Walk around Carenero and be eaten alive by chitras while you are at it:
If you are new to Panama and Bocas you may consider walking around Cayo Carenero. This islet is not very big and gives you a taste of the diversity. Start at marina Carenero and head towards Cosmic Crab, follow the path and admire the expat villas with beautiful gardens full of tropical flowers. Walk up where the coastal trail ends, along the undeveloped jungle plots. Sniff up the aromas and the density of the jungle. Walk through one of the cleared plots and climb down towards the beach. Continue along the beach, go past Carenero point, past black rock beach, and the next beaches. Finish off walking through the indian village for a cultural experience.
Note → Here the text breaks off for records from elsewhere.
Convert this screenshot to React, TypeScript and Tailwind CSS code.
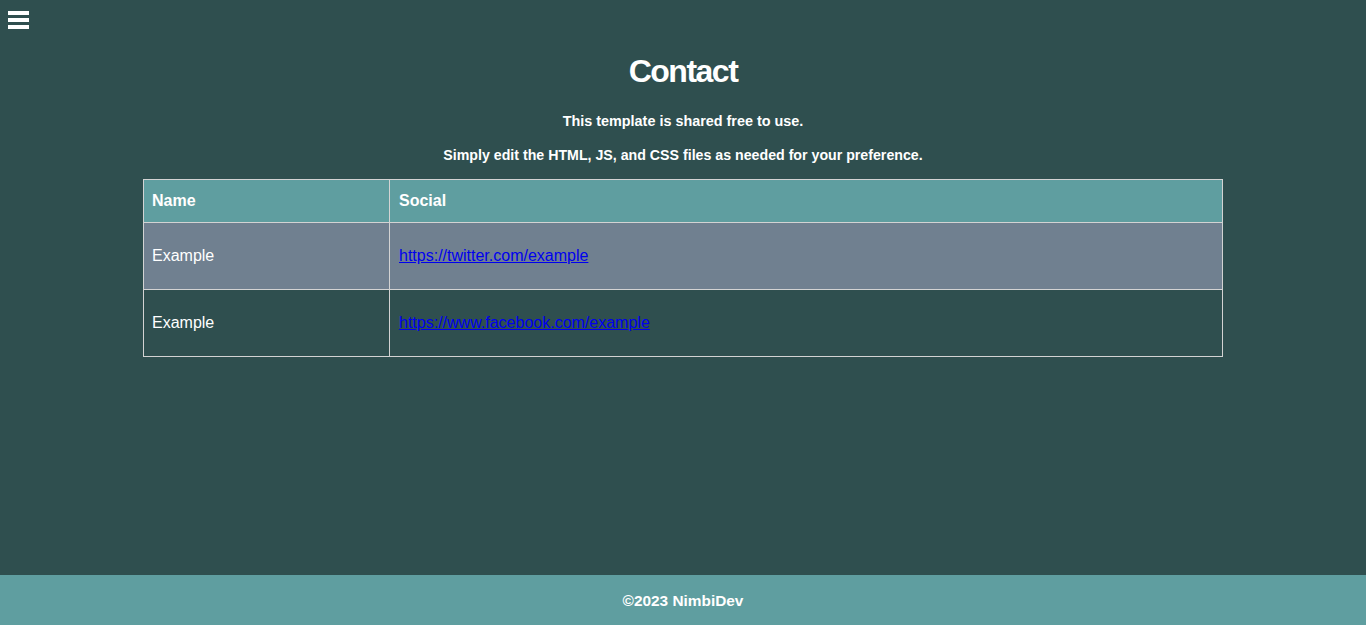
export default function App() {
    const rows = [
        { name: "Example", url: "https://twitter.com/example", bg: "bg-[#708090]" },
        { name: "Example", url: "https://www.facebook.com/example", bg: "bg-[#2f4f4f]" },
    ];

    return (
        <div className="min-h-screen flex flex-col bg-[#2f4f4f] text-white font-['Liberation_Sans',Arial,sans-serif]">
            <header className="h-[40px] px-2 pt-[11px]">
                <button className="flex flex-col gap-[3px] w-[21px]">
                    <span className="block h-[4px] w-full bg-white" />
                    <span className="block h-[4px] w-full bg-white" />
                    <span className="block h-[4px] w-full bg-white" />
                </button>
            </header>
            <main className="flex-1 flex flex-col items-center">
                <h1 className="mt-[11px] text-[32px] leading-[40px] font-bold tracking-[-1.5px]">
                    Contact
                </h1>
                <p className="mt-[21px] text-[14.4px] leading-[18px] font-bold">This template is shared free to use.</p>
                <p className="mt-[16px] text-[14.2px] leading-[18px] font-bold">
                    Simply edit the HTML, JS, and CSS files as needed for your preference.
                </p>
                <table className="mt-[15px] w-[1080px] border-collapse border border-[#d3d3d3] text-[16px]">
                    <thead>
                        <tr className="bg-[#5f9ea0] h-[43px]">
                            <th className="w-[246px] border border-[#d3d3d3] px-2 text-left font-bold">Name</th>
                            <th className="border border-[#d3d3d3] pl-[9px] pr-2 text-left font-bold">Social</th>
                        </tr>
                    </thead>
                    <tbody>
                        {rows.map((r) => (
                            <tr key={r.url} className={`${r.bg} h-[67px]`}>
                                <td className="border border-[#d3d3d3] px-2">{r.name}</td>
                                <td className="border border-[#d3d3d3] pl-[9px] pr-2">
                                    <a href="#" className="text-[#0000ee] underline">
                                        {r.url}
                                    </a>
                                </td>
                            </tr>
                        ))}
                    </tbody>
                </table>
            </main>
            <footer className="h-[50px] bg-[#5f9ea0] flex items-center justify-center text-[15.4px] font-bold pt-[1px]">
                ©2023 NimbiDev
            </footer>
        </div>
    );
}
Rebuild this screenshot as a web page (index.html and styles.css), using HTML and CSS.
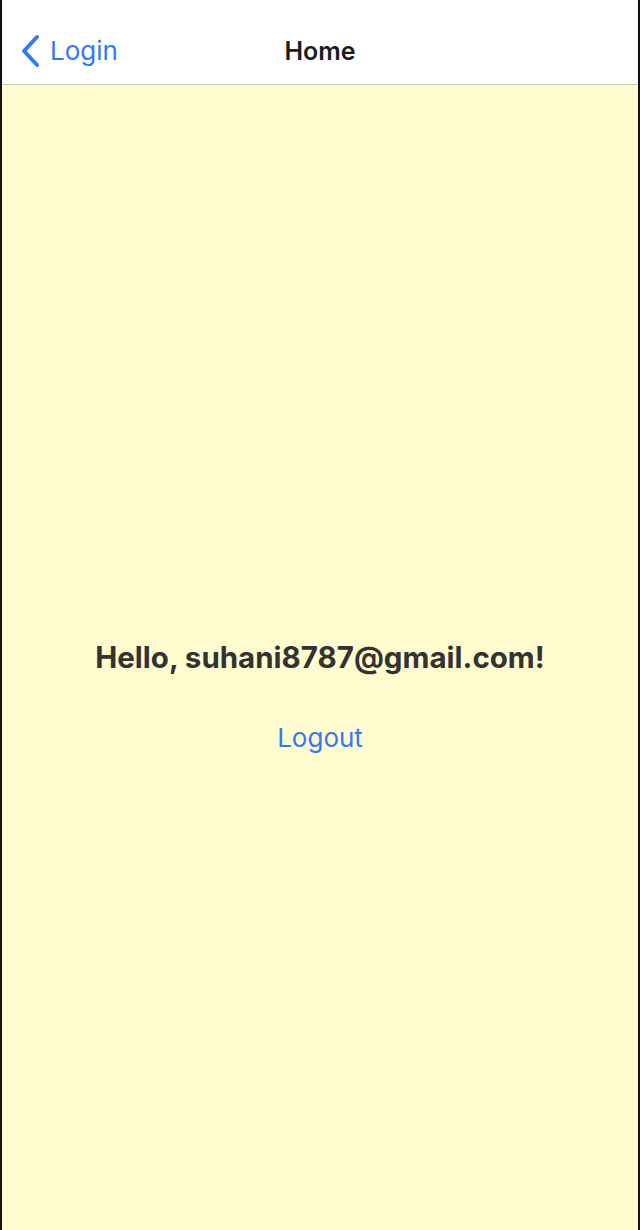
FILE: index.html
```html
<!DOCTYPE html>
<html>
<head>
<meta charset="utf-8">
<link rel="stylesheet" href="styles.css">
</head>
<body>
<div class="screen">
  <header class="navbar">
    <a class="back">
      <svg class="chev" width="22" height="34" viewBox="0 0 22 34"><path d="M17 3 L4 17 L17 31" fill="none" stroke="#3478f6" stroke-width="4" stroke-linecap="round" stroke-linejoin="round"/></svg>
      <span class="back-label">Login</span>
    </a>
    <div class="title">Home</div>
  </header>
  <main class="content">
    <div class="hello">Hello, suhani8787@gmail.com!</div>
    <div class="logout">Logout</div>
  </main>
</div>
</body>
</html>
```

FILE: styles.css
```css
html, body {
  margin: 0;
  padding: 0;
  height: 100%;
}
body {
  background: #111;
  font-family: Inter, "Liberation Sans", sans-serif;
}
.screen {
  box-sizing: border-box;
  height: 1230px;
  margin: 0 2px;
  display: flex;
  flex-direction: column;
  background: #fffdd0;
}
.navbar {
  box-sizing: border-box;
  height: 85px;
  flex: none;
  padding-top: 17px;
  background: #ffffff;
  border-bottom: 1px solid #cfccb0;
  display: grid;
  grid-template-columns: 1fr auto 1fr;
  align-items: center;
}
.back {
  display: flex;
  align-items: center;
  gap: 8px;
  padding-left: 18px;
  color: #3478f6;
}
.chev {
  display: block;
}
.back-label {
  font-size: 26px;
  font-weight: 400;
}
.title {
  font-size: 25px;
  font-weight: 600;
  color: #1c1c1e;
}
.content {
  flex: 1;
  display: flex;
  flex-direction: column;
  align-items: center;
  padding-top: 555px;
}
.hello {
  font-size: 29.5px;
  line-height: 34px;
  font-weight: 700;
  color: #333333;
}
.logout {
  margin-top: 48px;
  font-size: 26px;
  line-height: 32px;
  color: #3478f6;
}
```
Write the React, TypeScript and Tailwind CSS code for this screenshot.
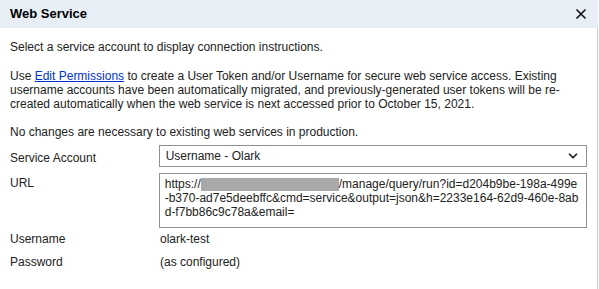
import { ChevronDown } from 'lucide-react';

export default function App() {
  return (
    <div className="w-[599px] h-[289px] bg-white text-[12px] text-[#222] overflow-hidden" style={{ fontFamily: '"Liberation Sans", Arial, sans-serif' }}>
      {/* Header */}
      <div className="h-[28px] w-[598px] bg-[#e8eef6] flex items-center justify-between pl-[10px] pr-[10px]">
        <span className="font-bold text-[13px] text-black">Web Service</span>
        <svg width="12" height="12" viewBox="0 0 12 12" className="mr-[1px]">
          <path d="M1.5 1.5 L10.5 10.5 M10.5 1.5 L1.5 10.5" stroke="#111" strokeWidth="1.6" />
        </svg>
      </div>

      <div className="w-[598px] h-[261px] border-r border-[#c8c8c8] px-[10px] pt-[12px]">
        <p className="leading-[14px]">Select a service account to display connection instructions.</p>

        <p className="leading-[14px] mt-[15px]">
          Use <a href="#" className="text-[#0033cc] underline">Edit Permissions</a> to create a User Token and/or Username for secure web service access. Existing
          <br />
          username accounts have been automatically migrated, and previously-generated user tokens will be re-
          <br />
          created automatically when the web service is next accessed prior to October 15, 2021.
        </p>

        <p className="leading-[14px] mt-[14px]">No changes are necessary to existing web services in production.</p>

        <div className="mt-[6px] flex">
          <div className="w-[150px] pt-[4px]">Service Account</div>
          <div className="w-[432px] h-[22px] border border-[#8f8f8f] flex items-center justify-between pl-[6px] pr-[6px]">
            <span>Username - Olark</span>
            <ChevronDown className="w-[14px] h-[14px]" strokeWidth={3} />
          </div>
        </div>

        <div className="mt-[6px] flex">
          <div className="w-[150px] pt-[1px]">URL</div>
          <div className="w-[432px] h-[55px] border border-[#8f8f8f] pl-[5px] pt-[3px] leading-[14px]">
            <div className="flex items-center">
              https://<span className="inline-block w-[138px] h-[13px] bg-[#a9a9a9]" />/manage/query/run?id=d204b9be-198a-499e
            </div>
            <div>-b370-ad7e5deebffc&amp;cmd=service&amp;output=json&amp;h=2233e164-62d9-460e-8ab</div>
            <div>d-f7bb86c9c78a&amp;email=</div>
          </div>
        </div>

        <div className="mt-[2px] flex">
          <div className="w-[150px]">Username</div>
          <div>olark-test</div>
        </div>
        <div className="mt-[5px] flex">
          <div className="w-[150px]">Password</div>
          <div>(as configured)</div>
        </div>
      </div>
    </div>
  );
}
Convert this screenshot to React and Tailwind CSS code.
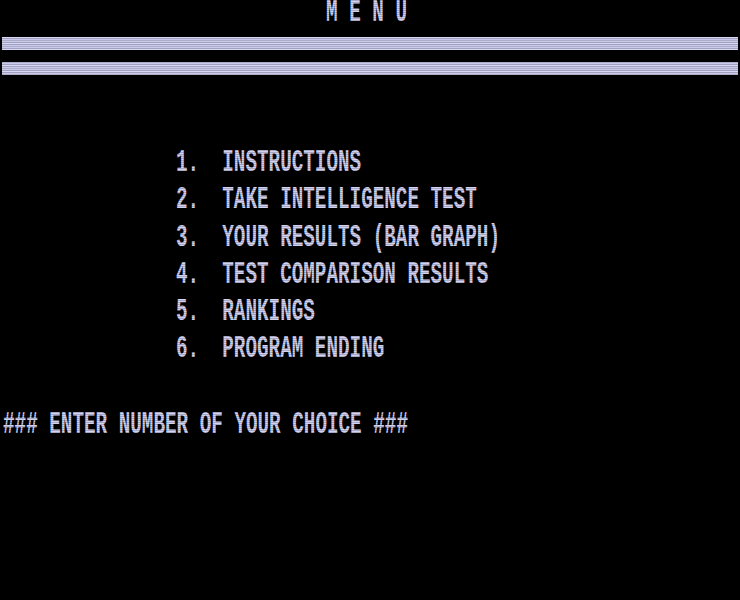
const items = [
  'INSTRUCTIONS',
  'TAKE INTELLIGENCE TEST',
  'YOUR RESULTS (BAR GRAPH)',
  'TEST COMPARISON RESULTS',
  'RANKINGS',
  'PROGRAM ENDING',
];

// tall, narrow CRT-style glyphs
const Crt = ({ children }) => (
  <span className="inline-block origin-center scale-y-[1.6] whitespace-pre">{children}</span>
);

const Bar = () => (
  <div className="mx-[2px] h-[13px] bg-[#cfcff0] bg-[repeating-linear-gradient(to_bottom,#d8d8f8_0px,#d8d8f8_1px,#cacaee_1px,#cacaee_3px)]" />
);

export default function App() {
  return (
    <div className="relative h-[600px] w-[740px] overflow-hidden bg-black text-[#d2d2f2] font-['Liberation_Mono',monospace] text-[19.3px] font-bold">
      <div className="flex h-[24px] items-center pt-[4px] pl-[326px] leading-none">
        <Crt>M E N U</Crt>
      </div>

      <div className="mt-[13px] flex flex-col gap-[12px]">
        <Bar />
        <Bar />
      </div>

      <div className="mt-[70px] flex flex-col pl-[176px]">
        {items.map((label, i) => (
          <div key={label} className="flex h-[37.3px] items-center leading-none">
            <Crt>{`${i + 1}.  ${label}`}</Crt>
          </div>
        ))}
      </div>

      <div className="mt-[42px] flex h-[30px] items-center pl-[3px] leading-none">
        <Crt>### ENTER NUMBER OF YOUR CHOICE ###</Crt>
      </div>

      {/* scanlines */}
      <div className="pointer-events-none absolute inset-0 bg-[repeating-linear-gradient(to_bottom,rgba(0,0,0,0.2)_0px,rgba(0,0,0,0.2)_1px,transparent_1px,transparent_2px)]" />
    </div>
  );
}
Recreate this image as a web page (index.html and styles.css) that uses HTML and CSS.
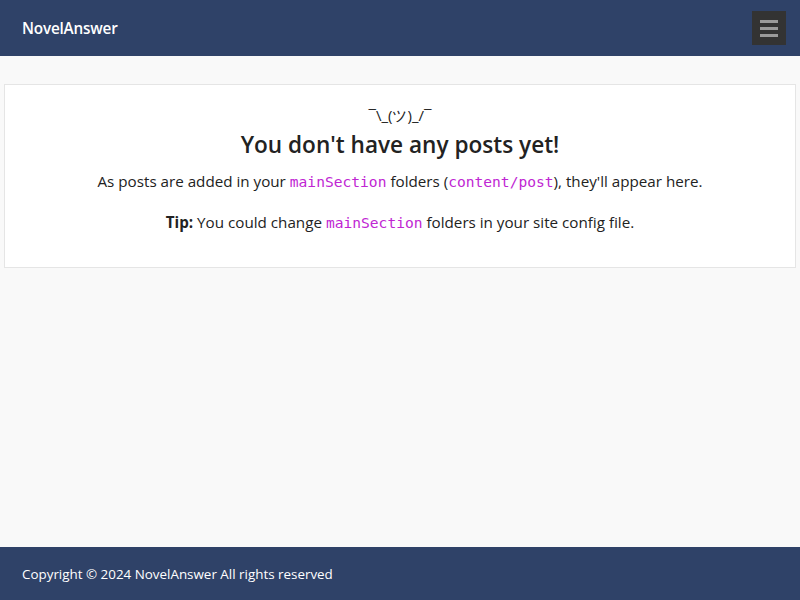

Before you take off on your walk, cover yourself in coconut and citronella oil, otherwise the chitras will make your life very unpleasant. Chitras are ‘no-see-ems’. A distant relative to mosquitos, with the main difference that they are tiny. You cannot see or hear them. You only feel them and then it is already too late! Before you know it your body is covered in small welts that last a minimum of 3 days and can be very itchy.